2. The method of claim 1 wherein said configuration information comprises an Internet Protocol (IP) address.
3. The method of claim 2 wherein said IP address is selected from a pool of IP addresses assigned to a group of end hosts.
4. The method of claim 1 wherein said configuration information comprises one or more policies.
5. The method of claim 1 further comprising inserting an address of the relay agent into the DHCP request.
6. The method of claim 1 wherein said group identifier is inserted in a relay agent option in the DHCP request.
7. The method of claim 1 wherein said group identifier identifies a group of end hosts associated with a common set of policies.
8. An apparatus comprising:
a relay agent for receiving a Dynamic Host Configuration Protocol (DHCP) request from an end host associated with a group identified by a group identifier, inserting said group identifier into the DHCP request, forwarding the DHCP request to a DHCP server, receiving a response from the DHCP server, and forwarding the response to the end host; and
memory for storing said group identifier;
wherein the response comprises configuration information for the end host, at least some of said configuration information selected based on said group identifier.
9. The apparatus of claim 8 wherein said configuration information comprises an Internet Protocol (IP) address.
10. The apparatus of claim 9 wherein said IP address is selected from a pool of IP addresses assigned to a group of end hosts.
11. The apparatus of claim 8 wherein said configuration information comprises one or more policies.
12. The apparatus of claim 8 wherein said group identifier is inserted in a relay agent option in the DHCP request.
13. The apparatus of claim 8 wherein the end host comprises a mobile device.
14. The apparatus of claim 8 wherein the relay agent operates at a virtual switch and the end host comprises a virtual machine.

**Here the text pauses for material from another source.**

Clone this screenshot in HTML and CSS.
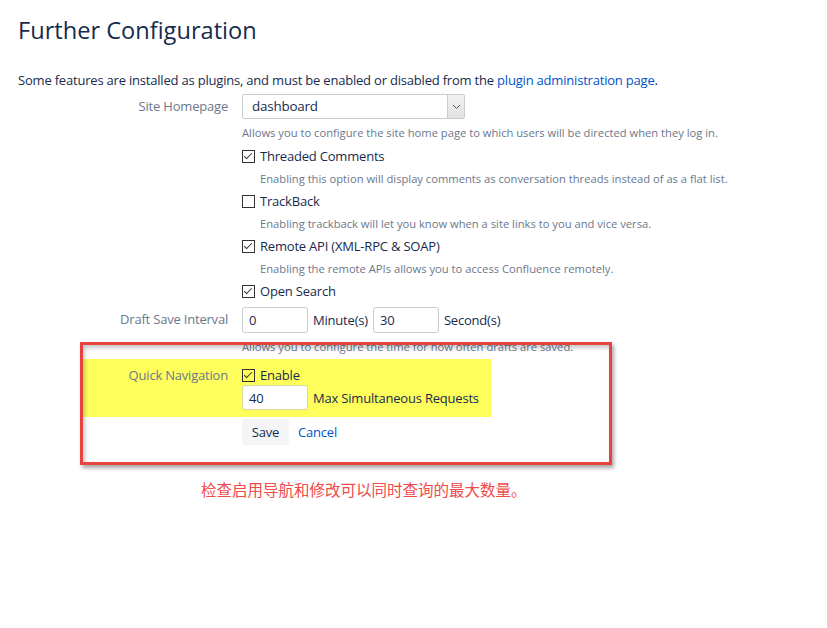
FILE: index.html
```html
<!DOCTYPE html>
<html>
<head>
<meta charset="utf-8">
<title>Further Configuration</title>
<link rel="stylesheet" href="styles.css">
</head>
<body>
<div class="page">
  <h1>Further Configuration</h1>
  <p class="intro">Some features are installed as plugins, and must be enabled or disabled from the <a href="#">plugin administration page</a>.</p>

  <form class="config">
    <div class="group">
      <label class="label label-tall">Site Homepage</label>
      <div class="field">
        <div class="select">
          <span class="select-value">dashboard</span>
          <span class="select-arrow">
            <svg width="9" height="6" viewBox="0 0 9 6"><path d="M1 1l3.5 3.5L8 1" fill="none" stroke="#555" stroke-width="1"/></svg>
          </span>
        </div>
        <div class="desc">Allows you to configure the site home page to which users will be directed when they log in.</div>

        <div class="check"><span class="box on"></span>Threaded Comments</div>
        <div class="desc sub">Enabling this option will display comments as conversation threads instead of as a flat list.</div>

        <div class="check"><span class="box"></span>TrackBack</div>
        <div class="desc sub">Enabling trackback will let you know when a site links to you and vice versa.</div>

        <div class="check"><span class="box on"></span>Remote API (XML-RPC &amp; SOAP)</div>
        <div class="desc sub">Enabling the remote APIs allows you to access Confluence remotely.</div>

        <div class="check"><span class="box on"></span>Open Search</div>
      </div>
    </div>

    <div class="group draft">
      <label class="label label-tall">Draft Save Interval</label>
      <div class="field">
        <div class="inline">
          <span class="text-input">0</span><span class="unit">Minute(s)</span>
          <span class="text-input">30</span><span class="unit">Second(s)</span>
        </div>
        <div class="desc">Allows you to configure the time for how often drafts are saved.</div>
      </div>
    </div>

    <div class="group marked">
      <label class="label">Quick Navigation</label>
      <div class="field">
        <div class="check"><span class="box on"></span>Enable</div>
        <div class="inline">
          <span class="text-input">40</span><span class="unit">Max Simultaneous Requests</span>
        </div>
      </div>
    </div>

    <div class="group buttons">
      <span class="label"></span>
      <div class="actions">
        <span class="button">Save</span><a class="cancel" href="#">Cancel</a>
      </div>
    </div>

    <div class="callout"></div>
  </form>

  <p class="note">检查启用导航和修改可以同时查询的最大数量。</p>
</div>
</body>
</html>
```

FILE: styles.css
```css
body { margin:0; background:#fff; color:#172b4d; font-family:"Open Sans", "Noto Sans", sans-serif; font-size:13px; letter-spacing:-0.2px; }
a { color:#0052cc; text-decoration:none; }

.page { padding:0 18px; }

h1 { margin:0; padding-top:14px; font-size:23.6px; font-weight:400; line-height:32px; color:#172b4d; letter-spacing:0; }
.intro { margin:24px 0 0; line-height:20px; }

/* form: label column on the left, fields beside it */
.config { position:relative; margin:4px 0 0 -18px; padding-left:82px; }
.group { display:grid; grid-template-columns:146px auto; column-gap:14px; }
.label { text-align:right; color:#6b778c; line-height:20px; }
.label-tall { line-height:25px; }
.field { display:flex; flex-direction:column; align-items:flex-start; }

.select { display:flex; box-sizing:border-box; width:223px; height:25px; border:1px solid #c8cbd0; border-radius:2px; background:#fff; }
.select-value { flex:1; padding-left:9px; line-height:23px; font-size:13.4px; }
.select-arrow { width:16px; display:flex; align-items:center; justify-content:center; border-left:1px solid #c8cbd0; background:linear-gradient(#f2f2f2,#e2e2e2); }

.desc { margin-top:6px; line-height:16px; font-size:11.2px; color:#6b778c; letter-spacing:0; }
.desc.sub { margin-left:18px; margin-top:5px; }
.check { display:flex; align-items:center; line-height:20px; margin-top:5px; }
.desc.sub + .check { margin-top:4px; }
.box { width:11px; height:11px; border:1px solid #333; margin-right:5px; position:relative; }
.box.on::after { content:""; position:absolute; left:3px; top:0; width:3px; height:7px; border:solid #333; border-width:0 1.3px 1.3px 0; transform:rotate(45deg); }

.draft { margin-top:6px; }
.draft .desc { margin-top:6px; }
.inline { display:flex; align-items:center; white-space:nowrap; }
.text-input { box-sizing:border-box; width:66px; height:26px; padding-left:6px; border:1px solid #c8cbd0; border-radius:3px; line-height:24px; background:#fff; }
.unit { margin:0 5px; }

/* highlighted row */
.marked { width:409px; margin-top:4px; padding:6px 0 7px; background:#ffff5c; }
.marked .check { margin-top:0; }
.marked .text-input { height:25px; border-color:#d9d7a0; }

.buttons { margin-top:2px; }
.actions { display:flex; align-items:center; }
.button { display:inline-block; width:47px; height:26px; line-height:26px; text-align:center; background:#f4f5f7; border-radius:3px; }
.cancel { margin-left:9px; }

/* red frame drawn over the quick navigation settings */
.callout { position:absolute; left:80px; top:248px; width:526px; height:117px; border:3px solid #e84340; box-shadow:2px 3px 4px rgba(0,0,0,.35), inset 2px 3px 4px rgba(0,0,0,.22); pointer-events:none; }

.note { margin:34px 0 0 183px; line-height:20px; font-size:15.5px; color:#f04a4a; font-family:"Noto Sans CJK SC", sans-serif; letter-spacing:0; }
```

15. Logic encoded on one or more tangible computer readable media for execution and when executed operable to:
process at a relay agent, a Dynamic Host Configuration Protocol (DHCP) request from an end host;
insert a group identifier into the DHCP request and forward the DHCP request to a DHCP server, the end host associated with a group identified by said group identifier; and
forward to the end host, a response received from the DHCP server, the response comprising configuration information for the end host, at least some of said configuration information selected based on said group identifier.
16. The logic of claim 15 wherein said configuration information comprises an Internet Protocol (IP) address.
17. The logic of claim 16 wherein said IP address is selected from a pool of IP addresses assigned to a group of end hosts.
18. The logic of claim 15 wherein said configuration information comprises one or more policies.
19. The logic of claim 15 wherein the end host comprises a mobile device.
20. The logic of claim 15 wherein the relay agent operates at a virtual switch and the end host comprises a virtual machine.